Dünya hayatı geçicidir; mülk elden ele dolaşır. Allah her
şeye varistir ve ahirette mülk bütünüyle O’nun yed-i kudretinde toplanacaktır.
Kıyamet günü "Bugün mülk kimindir?" sorusuna "Kahhâr
olan tek Allah'ındır" cevabı verilecektir.
Sonuç
Mülk konusu Kur’ân-ı Kerîm’in üzerinde yoğunlukla durduğu
konulardan birisidir. Kur’ân’da, genel olarak bütün varlık (kâinat), dünyevî
imkânlar, hükümranlık ve nübüvvet mülk olarak konu edinilmiştir.
Mülk edinme arzusu insanın en büyük imtihanıdır.

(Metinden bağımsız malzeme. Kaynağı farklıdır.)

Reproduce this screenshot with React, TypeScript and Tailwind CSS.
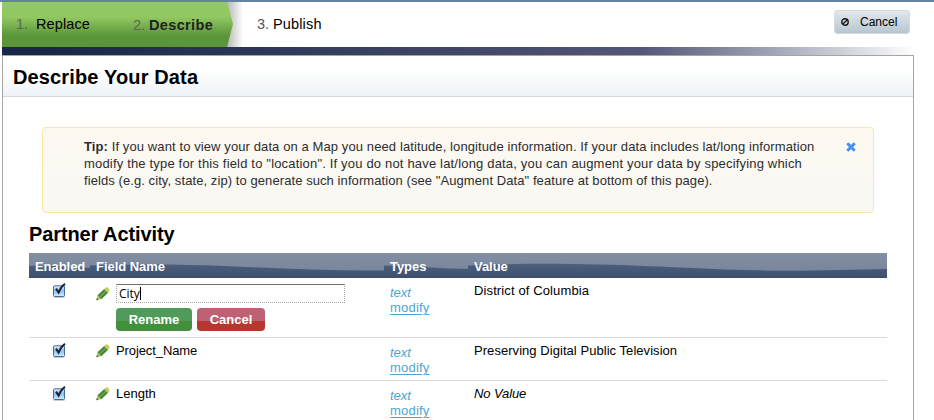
import React from "react";

function CheckedBox() {
  return (
    <svg width="16" height="18" viewBox="0 0 16 18" className="block">
      <defs>
        <linearGradient id="box" x1="0" y1="0" x2="0" y2="1">
          <stop offset="0" stopColor="#e4effa" />
          <stop offset="0.45" stopColor="#8fbdee" />
          <stop offset="1" stopColor="#c9f2ff" />
        </linearGradient>
      </defs>
      <rect x="1.5" y="14" width="11" height="1" fill="#c9c9cf" />
      <rect x="1.5" y="2.8" width="11" height="10.7" rx="1" fill="url(#box)" stroke="#47699f" />
      <path d="M4 5.6 L6.6 9.6 C8 6 10 2.8 13 0.8" fill="none" stroke="#1b2536" strokeWidth="2" />
    </svg>
  );
}

function Pencil() {
  return (
    <svg width="14" height="14" viewBox="0 0 14 14" className="block">
      <path d="M0.3 13.2 L1.5 8.2 L5.6 12 Z" fill="#a6c65c" />
      <path d="M0.3 13.2 L0.9 11.1 L2.5 12.7 Z" fill="#4a5a3a" />
      <path d="M1.5 8.3 L8.2 1.9 L12.1 5.7 L5.4 12.2 Z" fill="#4b8637" />
      <path d="M3.4 10.2 L10.2 3.8" stroke="#76ac5a" strokeWidth="1.1" />
      <path d="M8.2 1.9 L9.8 0.6 Q11 0 12.2 0.9 L13 1.8 Q13.8 2.9 13.2 4.3 L12.1 5.7 Z" fill="#b9d35c" />
    </svg>
  );
}

function HeadCell({ label, width, wave }: { label: string; width: number; wave: string }) {
  return (
    <div className="relative h-[25px] overflow-hidden bg-linear-to-b from-[#838fa3] to-[#74829a]">
      <svg className="absolute inset-0" width={width} height="25">
        <defs>
          <linearGradient id="deep" gradientUnits="userSpaceOnUse" x1="0" y1="11" x2="0" y2="25">
            <stop offset="0" stopColor="#4b5f7e" />
            <stop offset="1" stopColor="#3d4f6c" />
          </linearGradient>
        </defs>
        <path d={wave} fill="url(#deep)" />
      </svg>
      <span className="relative block whitespace-nowrap pl-[6px] pt-[1px] text-[13px] leading-[25px] font-bold tracking-[-0.05px] text-white">
        {label}
      </span>
    </div>
  );
}

function TypeLinks() {
  return (
    <div className="pl-[6px] text-[13px] leading-[15px] text-[#4ba6d3]">
      <div className="italic">text</div>
      <div className="tracking-[0.2px] underline underline-offset-2">modify</div>
    </div>
  );
}

function Row({
  name,
  value,
  editing,
  last,
}: {
  name: React.ReactNode;
  value: React.ReactNode;
  editing?: boolean;
  last?: boolean;
}) {
  return (
    <div
      className={`grid grid-cols-[61px_294px_84px_419px] ${last ? "" : "border-b border-[#dadada]"}`}
    >
      <div className="pt-[5px] pl-[23px]">
        <CheckedBox />
      </div>
      <div className="flex gap-[6px] pl-[6px] pt-[5px]">
        <div className={editing ? "pt-[4px]" : "pt-[1px]"}>
          <Pencil />
        </div>
        {name}
      </div>
      <div className="pt-[7px] pb-[5px]">
        <TypeLinks />
      </div>
      <div className="pl-[6px] pt-[5px] text-[13px] leading-[16px]">{value}</div>
    </div>
  );
}

export default function App() {
  return (
    <div className="h-[420px] w-[934px] overflow-hidden bg-white font-['Liberation_Sans',Arial,sans-serif] text-black">
      <div className="h-[2px] bg-[#6384a0]" />
      <header className="flex h-[45px] pl-[2px]">
        <div className="relative w-[231px]">
          <div className="absolute top-0 left-[225px] h-[45px] w-[16px] bg-linear-to-r from-[#b8b8b8] to-white" />
          <svg className="absolute top-0 left-0" width="232" height="45">
            <defs>
              <linearGradient id="green" x1="0" y1="0" x2="0" y2="1">
                <stop offset="0" stopColor="#93c964" />
                <stop offset="0.33" stopColor="#91c862" />
                <stop offset="0.75" stopColor="#5c963a" />
                <stop offset="1" stopColor="#5b9539" />
              </linearGradient>
            </defs>
            <path d="M0 0 H225 L231 22 L225 45 H0 Z" fill="url(#green)" />
          </svg>
          <div className="relative flex whitespace-nowrap pl-[14px] pt-[13px] text-[14.5px] leading-[18px]">
            <span className="w-[20px] text-[#5c6a50]">1.</span>
            <span className="w-[97px] tracking-[0.1px]">Replace</span>
            <span className="w-[16px] pt-[1px] text-[#5c6a50]">2.</span>
            <span className="pt-[1px] font-bold tracking-[0.35px] text-[#222]">Describe</span>
          </div>
        </div>
        <div className="flex whitespace-nowrap pl-[24px] pt-[13px] text-[14.5px] leading-[18px]">
          <span className="w-[16px] text-[#555]">3.</span>
          <span className="tracking-[0.15px]">Publish</span>
        </div>
        <button className="mt-[8px] mr-[24px] ml-auto flex h-[24px] w-[76px] items-center rounded-[3px] border border-[#d5dade] bg-linear-to-b from-[#e2e7ea] to-[#b6c7d1] pl-[6px] text-[12px]">
          <svg width="8" height="8" viewBox="0 0 8 8" className="mr-[11px]">
            <circle cx="4" cy="4" r="3.2" fill="none" stroke="#111" strokeWidth="1.4" />
            <path d="M2 6 L6 2" stroke="#111" strokeWidth="1.2" />
          </svg>
          Cancel
        </button>
      </header>
      <div className="ml-[2px] h-[8px] w-[912px] bg-linear-to-r from-[#182748] from-5% via-[#535775] via-70% to-white" />
      <main className="ml-[2px] h-[400px] w-[912px] border border-[#a4a4a6] bg-white">
        <div className="h-[41px] border-b border-[#d8d8da] bg-linear-to-b from-white from-35% to-[#eef3f8] pl-[10px]">
          <h1 className="whitespace-nowrap text-[20px] leading-[42px] font-bold tracking-[0.14px]">Describe Your Data</h1>
        </div>
        <section className="mt-[30px] ml-[39px] flex h-[86px] w-[832px] items-start rounded-[4px] border border-[#f7e9a4] bg-linear-to-b from-[#fdf9f1] to-[#f9f8f4] pt-[10px] pl-[41px]">
          <p className="w-[761px] whitespace-nowrap text-[13px] leading-[17px] text-[#2d2d2d]">
            <span className="block tracking-[0.102px]">
              <b>Tip:</b> If you want to view your data on a Map you need latitude, longitude information. If your data includes lat/long information
            </span>
            <span className="block tracking-[0.178px]">
              modify the type for this field to "location". If you do not have lat/long data, you can augment your data by specifying which
            </span>
            <span className="block tracking-[0.08px]">
              fields (e.g. city, state, zip) to generate such information (see "Augment Data" feature at bottom of this page).
            </span>
          </p>
          <svg width="10" height="10" viewBox="0 0 10 10" className="mt-[4px] ml-[1px]">
            <path d="M1.3 1.3 L8.7 8.7 M8.7 1.3 L1.3 8.7" stroke="#4a90f0" strokeWidth="3" />
          </svg>
        </section>
        <div className="ml-[26px] w-[858px]">
          <h2 className="h-[40px] whitespace-nowrap text-[20px] leading-[42px] font-bold tracking-[-0.1px]">Partner Activity</h2>
          <div className="grid grid-cols-[61px_294px_84px_419px]">
            <HeadCell label="Enabled" width={61} wave="M0 13 C20 12 42 14 61 15 V25 H0 Z" />
            <HeadCell label="Field Name" width={294} wave="M0 12.5 C40 11 90 11 135 13 C190 15.5 240 18 294 17.5 V25 H0 Z" />
            <HeadCell label="Types" width={84} wave="M0 12.5 C30 12.5 60 16 84 16 V25 H0 Z" />
            <HeadCell label="Value" width={419} wave="M0 12.5 C40 10.5 90 10.5 132 11.5 C200 13 260 18 320 17.7 C350 17.7 390 16.5 419 16 V25 H0 Z" />
          </div>
          <Row
            editing
            name={
              <div>
                <div className="mt-[1px] flex h-[19px] w-[229px] items-center border border-dotted border-[#a8a8a8] [border-top:1px_solid_#707070] pl-[2px] font-['Open_Sans',sans-serif] text-[12px]">
                  City
                  <span className="h-[13px] w-px bg-black" />
                </div>
                <div className="mt-[5px] mb-[6px] flex gap-[5px] text-[13px] font-bold text-white">
                  <button className="h-[23px] w-[76px] rounded-[4px] bg-linear-to-b from-[#509a5b] from-55% to-[#438f3e] to-55%">
                    Rename
                  </button>
                  <button className="h-[23px] w-[68px] rounded-[4px] bg-linear-to-b from-[#be6175] from-55% to-[#b63630] to-55%">
                    Cancel
                  </button>
                </div>
              </div>
            }
            value={<span className="tracking-[0.12px]">District of Columbia</span>}
          />
          <Row
            name={<span className="text-[13px] leading-[16px] tracking-[-0.1px]">Project_Name</span>}
            value={<span className="tracking-[0.05px]">Preserving Digital Public Television</span>}
          />
          <Row
            last
            name={<span className="text-[13px] leading-[16px]">Length</span>}
            value={<i className="tracking-[-0.1px]">No Value</i>}
          />
        </div>
      </main>
    </div>
  );
}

Kur’ân, mülk edinmeyi yasaklamaz ancak mülkün Allah’a ait
olduğu bilinciyle adaletli paylaşılmasını emreder.
Mülkün gerçek sahibinin Allah olduğu ve bir Türk atasözünde
yer bulan mahkemenin kadıya mülk olmadığı hatırlatılmıştır.
Nihai çözüm, temel ihtiyaçların karşılandığı ancak ihtiyaç
fazlasının muhtaçlarla paylaşıldığı bir düzendir.